For sure, the 522s MSRP is $349. The 942 has almost twice the hard drive space, and you can watch HD programming in 16:9 on SD T.V.'s.


----------



## M492A (Nov 18, 2004)

I own a 921 and have had many of the problems with it that others have had, but I've not found them to be intolerable, but most definitely annoying. I was an early TiVo adopter, and it too evolved through its share of growing pains.

From TiVo, I know first-hand how huge the name-based recording feature is. That and Mark Lamutt's review of the 942 pushed me off the 921-or-942 fence onto the side of the 942. 

I thought about waiting for MPEG4, but that and the future of the 921 are larger unknowns in my mind than the 942 is. Not being fond of unknowns in general, I decided to go with the 942 now. Mine is shipping tomorrow from DishDepot. I ordered it from them on March 27th.


----------



## Bleeding Edge (Mar 2, 2004)

There is no way I would even consider purchasing the 942 without a firm guaranty that it will be upgradable to MPEG4 very quickly and for free as soon as broadcasting in MPEG4 begins. It's the principle.

Until then, my HDTV cable service will keep me happy.


----------



## bavaria72 (Jun 10, 2004)

Bleeding Edge said:


> .... purchasing the 942 without a firm guaranty that it will be upgradable to MPEG4 very quickly and for free ....


Unfortunately the phrase "Cold day in Hell" keeps ringing in my ears......


----------



## Bleeding Edge (Mar 2, 2004)

bavaria72 said:


> Unfortunately the phrase "Cold day in Hell" keeps ringing in my ears......


You're right. It will be a cold day in hell before I buy a product which is about to become obsolete, especially at the price they are asking.

I can wait for either Dish or DirecTV, whichever come first, with an MPEG4 capable PVR.

In the mean time, my cable HDTV PVR at en extra $3.00/month gives me all the time in the world.


----------



## normang (Nov 14, 2002)

Bleeding Edge said:


> You're right. It will be a cold day in hell before I buy a product which is about to become obsolete, especially at the price they are asking.
> 
> I can wait for either Dish or DirecTV, whichever come first, with an MPEG4 capable PVR.
> 
> In the mean time, my cable HDTV PVR at en extra $3.00/month gives me all the time in the world.

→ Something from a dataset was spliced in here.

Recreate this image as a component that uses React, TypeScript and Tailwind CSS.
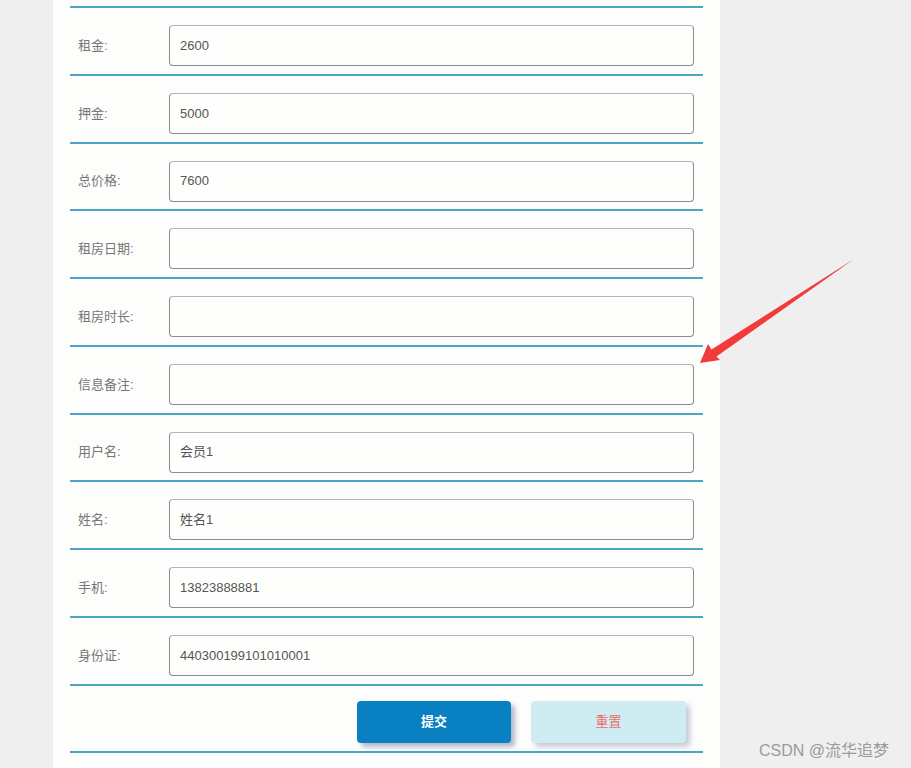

I suspect you'll be waiting a looong time... but if you don't mind, its ok....


----------



## tm22721 (Nov 8, 2002)

E* receivers average obsolescence is one year after intro so whatever you do keep that in mind. 942 will be selling for $250 if history is any guide.


----------



## DRATIFK (Dec 3, 2004)

Ok took the plunge and bought one. I weighed the decision and here are my thoughts. Yes the 942 will be outdated after MPEG 4 is used, However, Who knows when that is 1-3 years is my guess. I have a 921 I only paid $199 for as a new customer to Dish. So I'll sell it for $300+ and sell the 811 for $175 and sell the 2 Dish 300's and buy the 942 for $700.

Then I'll set up the other 3 TV's as TV2 output from the 942 saving $15/month in extra Receiver fees. I'll also cancle my TIVO Subscription (extra savings of $7/month)

Its a bet but then I'll enjoy my 942 for 1-3 years and hope there is some upgrade path for us when MPEG4 is out.

I like the feeling of owning something and from what I've read this is the DVR to own. Not a life altering decision and if its the wrong one so be it. I've allready spend 15K on my Home theatre so far.


----------



## normang (Nov 14, 2002)

tm22721 said:


> E* receivers average obsolescence is one year after intro so whatever you do keep that in mind. 942 will be selling for $250 if history is any guide.


Most electronics theses days are virtually obsolete in 6-9 months.. There are new generations of almost every product you can think of, computers, TV's. Stereos, monitors, MP3 Players, DVD players, disc burners, the list is long.. As to its value in a year. I think it will be worth more than $250.. I would expect the $400 range myself..

You have to decide how long a 942 will meet your needs, I don't see anything in mpeg4 until at least 2007 (IMHO).. Even after that the 942 will still record hours and hours of the hundreds of SD channels, and local HD channels, the only thing you'll miss is if there is some new "compelling content" that will be delivered on a new channel on a mpeg4 reciever. And even that is debatable whether there is any new compelling content now or will be coming. I am sure something interesting will finally appear. Then you have to decide to once again upgrade to the latest and greatest.


----------